You're right, it wouldn't be useful (except to raise FP exceptions), that's why the architects of 8087 didn't include an faddp st(0), st(i)
opcode.
There are opcodes for 3 forms of fadd
with a register source:
D8 C0+i
FADD ST(0), ST(i)
DC C0+i
FADD ST(i), ST(0)
DE C0+i
FADDP ST(i), ST(0)
- but no opcode for
faddp st(0), st(i)
So faddp st(0), st(0)
is encodeable but not useful, using the faddp st(i), st(0)
opcode, where the destination can be any register including the useless case of st(0)
, but the source is fixed as st(0)
.
The cheapest way to pop the stack by 1 without doing anything else is fstp st(0)
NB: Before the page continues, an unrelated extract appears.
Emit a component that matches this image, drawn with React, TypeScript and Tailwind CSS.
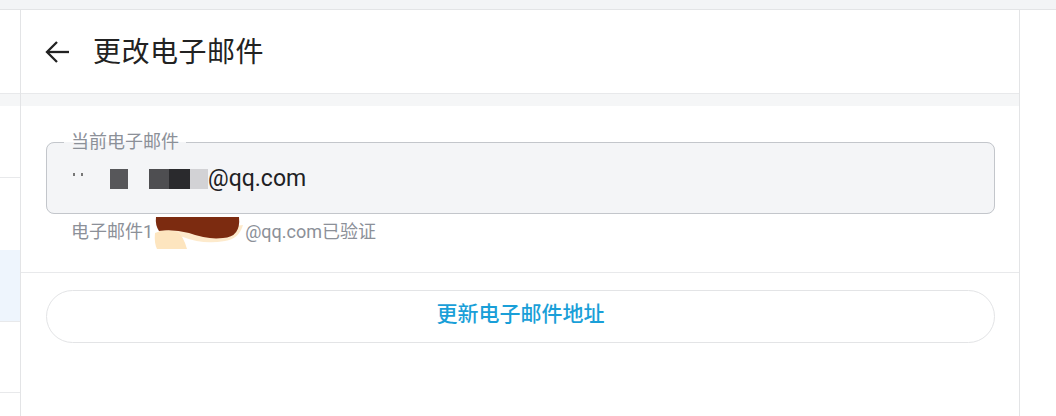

. http://www.ray.masmcode.com/tutorial/fpuchap4.htm#fstp
(And for instruction costs, see https://agner.org/optimize/. https://uops.info/ didn't test legacy x87 instructions, although it does have some IACA data for some of them.)
If you really wanted to add a number and discard the result, e.g. to raise FP exceptions before returning from a math library function that used integer bit-manipulation, you can emulate that faddp with
; Emulate faddp st(0), st(1), e.g. for raising FP exceptions
fadd st(0), st(1)
fstp st(0)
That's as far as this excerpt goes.